Hors d'Oeuvre: This House Was Once On A Farm
Title: Stone Farm Cottage.
Status: Private Dwelling. (Please don't disturb the resident. The interior is NOT open to the public)
Distance: 9 Minutes Walk.
Location: 59 Dowling Street, Woolloomooloo.
Cost: Free.
This simple stone cottage is unique in the area. No one knows when it was built exactly, but in 1859 it was recorded as being on a dairy farm. Presumably this was the 9 acres granted to Alexander MacDuff Baxter in 1831.
Around this time the city did not come this far, although on the ridge behind, then called Woolloomooloo Hill, now called Kings Cross, stood 2 large windmills that produced a substantial part of the colony's flour.

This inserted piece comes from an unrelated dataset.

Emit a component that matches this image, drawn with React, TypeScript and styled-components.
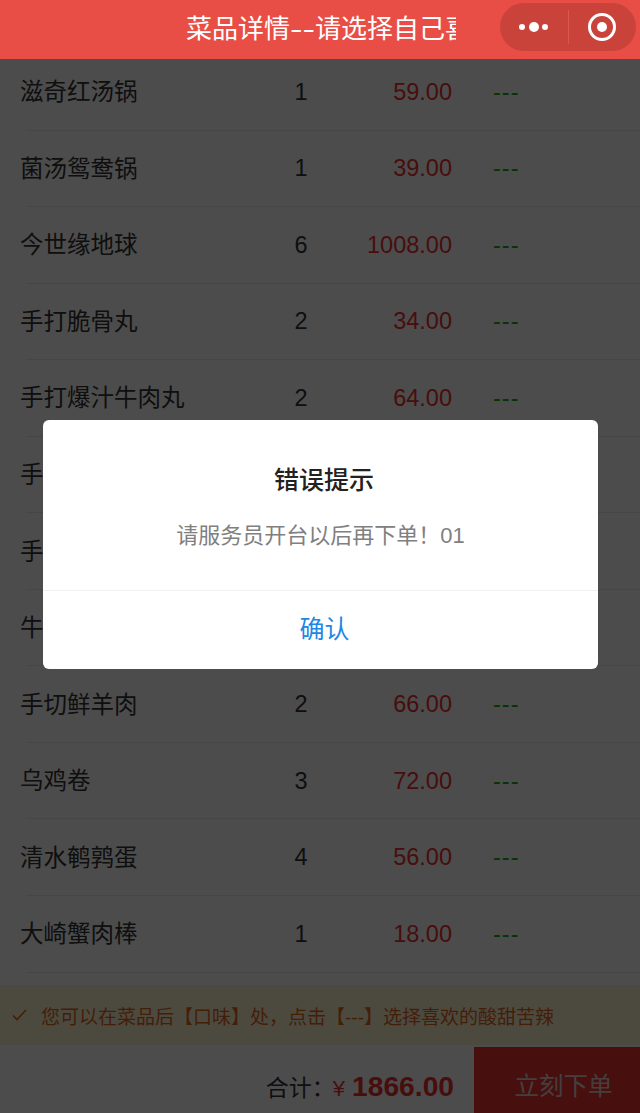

In the mid 1830's the hill was subdivided into large estates for the wealthy. Elizabeth Bay House is a surviving example. A painting by George Peacock done in 1849 shows this area was quite rural, large scale development of this area didn't occur until the 1850's and 1860's. The oldest house in Woolloomooloo that can prove it's age was built in 1853.
Meanwhile we know this house was here in 1859, and was on a dairy. I have often wondered if it is actually the little house down the hill seen in Peacock's painting. No one will ever know, but every time I walk past this little treasure the romantic inner me wants to believe that this is really the oldest house in Woolloomooloo, and in my minds eye I see a cow or two in the shadows out back.